I watched the last one twice in a day, I had to savour it. I watched all the others at least twice in the run up right before it. I once watched the second season for a second time in one sitting on a plane, just because I could. The last twenty-five minutes I have played over and over and over again. And I know that still, I will return to all of it repeatedly, forever. Such is my thirst, my hunger for more of it, more of the same, more of you.
You have shared the fruits of your labour, the spoils of a creative collective in total command of their craft. It is unquestionably the greatest acting and writing I have ever seen in anything ever (not to mention directing, editing plus all the rest) and whilst there is occasional improvisation, I would never mistake the dizzying heights of naturalism you achieved as a result of the efforts of your actors alone — few actors would dispute that 95% of good acting is good writing. But you were possessed with an unfathomable skill for writing dialogue that only Jesse Armstrong and your writer’s room will truly know the secret behind. The subsequent interpretation by actors who have inhabited their characters so thoroughly, so expertly and for so long that they can make everything they say sound as though they came up with it in that moment is a masterclass in embodiment. It’s as if we were back in my dream again and the Roys are in fact, real. They are, sort of. Inspired by the Murdochs, of course. By the end, I was heave sobbing for them, for me, for all of us, my face red raw.

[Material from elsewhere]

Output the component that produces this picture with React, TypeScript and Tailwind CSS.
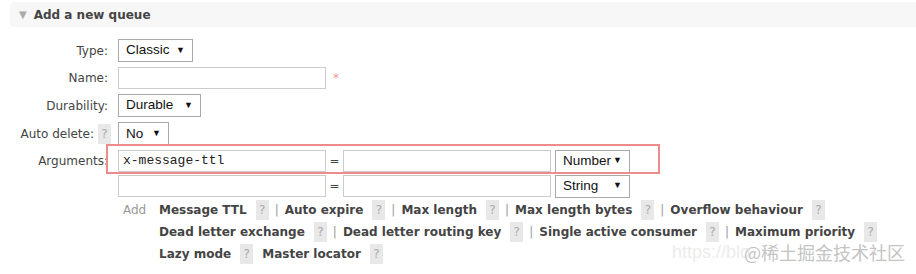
import React from 'react';

const Help = ({ className = '' }: { className?: string }) => (
  <span className={`inline-flex h-[20px] w-[13px] items-center justify-center bg-[#e8e8e8] text-[12px] font-normal text-[#aaa] ${className}`}>
    ?
  </span>
);

const Select = ({ value, width }: { value: string; width: string }) => (
  <div
    className={`flex h-full items-center justify-between border border-[#a9a9a9] bg-white pl-[7px] pr-[7px] text-[13.5px] text-[#111] ${width}`}
    style={{ fontFamily: '"Liberation Sans", Arial, sans-serif' }}
  >
    <span>{value}</span>
    <span className="text-[9px]">▼</span>
  </div>
);

const Input = ({ value = '', width = 'w-[208px]' }: { value?: string; width?: string }) => (
  <div
    className={`flex h-full items-center border border-[#ccc] bg-white px-[4px] text-[13px] text-[#222] ${width}`}
    style={{ fontFamily: '"Liberation Mono", "Courier New", monospace' }}
  >
    {value}
  </div>
);

const Row = ({ label, help, className, children }: { label: string; help?: boolean; className: string; children: React.ReactNode }) => (
  <div className={`flex items-center ${className}`}>
    <div className="flex w-[118px] shrink-0 items-center justify-end gap-[4px] pr-[10px] text-[12px] text-[#444]">
      <span>{label}</span>
      {help && <Help className="-mr-[3px]" />}
    </div>
    <div className="flex h-full items-center">{children}</div>
  </div>
);

const links: [string, string][][] = [
  [['Message TTL', '|'], ['Auto expire', '|'], ['Max length', '|'], ['Max length bytes', '|'], ['Overflow behaviour', '']],
  [['Dead letter exchange', '|'], ['Dead letter routing key', '|'], ['Single active consumer', '|'], ['Maximum priority', '']],
  [['Lazy mode', ''], ['Master locator', '']],
];

export default function App() {
  return (
    <div className="relative h-[274px] w-[916px] overflow-hidden bg-white" style={{ fontFamily: '"DejaVu Sans", Verdana, sans-serif' }}>
      <div className="ml-[10px] mt-[2px] flex h-[25px] items-center rounded-l-[4px] bg-[#f7f7f7] pl-[9px]">
        <span className="mr-[7px] text-[10px] text-[#aaa]">▼</span>
        <span className="text-[12px] font-bold text-[#444]">Add a new queue</span>
      </div>

      <div className="mt-[12px] flex flex-col">
        <Row label="Type:" className="h-[23px]">
          <Select value="Classic" width="w-[75px]" />
        </Row>
        <Row label="Name:" className="mt-[5px] h-[22px]">
          <Input />
          <span className="ml-[7px] self-start pt-[2px] text-[12px] text-[#f49a9a]">*</span>
        </Row>
        <Row label="Durability:" className="mt-[5px] h-[23px]">
          <Select value="Durable" width="w-[83px]" />
        </Row>
        <Row label="Auto delete:" help className="mt-[5px] h-[24px]">
          <Select value="No" width="w-[51px]" />
        </Row>
        <div className="relative">
          <div className="pointer-events-none absolute left-[106px] top-[-2px] h-[30px] w-[554px] border-2 border-[#ee8b8b]" />
          <Row label="Arguments:" className="mt-[4px] h-[22px]">
            <Input value="x-message-ttl" />
            <span className="w-[17px] text-center text-[12px] text-[#444]">=</span>
            <Input />
            <div className="ml-[4px] h-[23px]">
              <Select value="Number" width="w-[75px]" />
            </div>
          </Row>
        </div>
        <Row label="" className="mt-[3px] h-[22px]">
          <Input />
          <span className="w-[17px] text-center text-[12px] text-[#444]">=</span>
          <Input />
          <div className="ml-[4px] h-[23px]">
            <Select value="String" width="w-[75px]" />
          </div>
        </Row>

        <div className="mt-[2px] flex">
          <div className="ml-[123px] w-[36px] pt-[2px] text-[12px] text-[#999]">Add</div>
          <div className="flex flex-col">
            {links.map((line, i) => (
              <div key={i} className="flex h-[22px] items-center whitespace-nowrap text-[12px] font-bold text-[#444]">
                {line.map(([name, sep], j) => (
                  <span key={j} className="flex items-center">
                    <span>{name}</span>
                    <Help className="ml-[9px]" />
                    {sep && <span className="mx-[6px] font-normal text-[#999]">{sep}</span>}
                    {!sep && <span className="w-[9px]" />}
                  </span>
                ))}
              </div>
            ))}
          </div>
        </div>
      </div>

      <div className="pointer-events-none absolute left-[672px] top-[243px] flex items-center whitespace-nowrap leading-none">
        <span className="text-[18px] text-[#ececec]" style={{ fontFamily: '"Liberation Sans", Arial, sans-serif' }}>https://blo</span>
        <span className="-ml-[6px] text-[18px] text-[#c4c4c4]" style={{ fontFamily: '"Noto Sans CJK SC", sans-serif' }}>@稀土掘金技术社区</span>
      </div>
    </div>
  );
}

I cannot thank you enough for this gift. For the careful, tender observation of those who quietly but violently dictate so many aspects of our lives from their ivory sky scraping corporate towers. For making us care about them despite their flagrant lack of interest in us, reminding us starkly of our own humanity and the things many of us aspire to whilst holding a mirror up to theirs. For showing us the dark centre of the zeitgeist through an otherwise impenetrable crack in the doorway, so that we might affect change and break through — and if not, at least scream-laugh at all of it. From the L to the OG.
You were rightly compared to King Lear and you will forever remain just as timeless. The greatest of all time, satirising the worst of mankind but at your heart you were the simplest of tales, one to which we are all in one way or another condemned; children seeking the approval and love of their father — and if you can’t have love, the next best thing is power.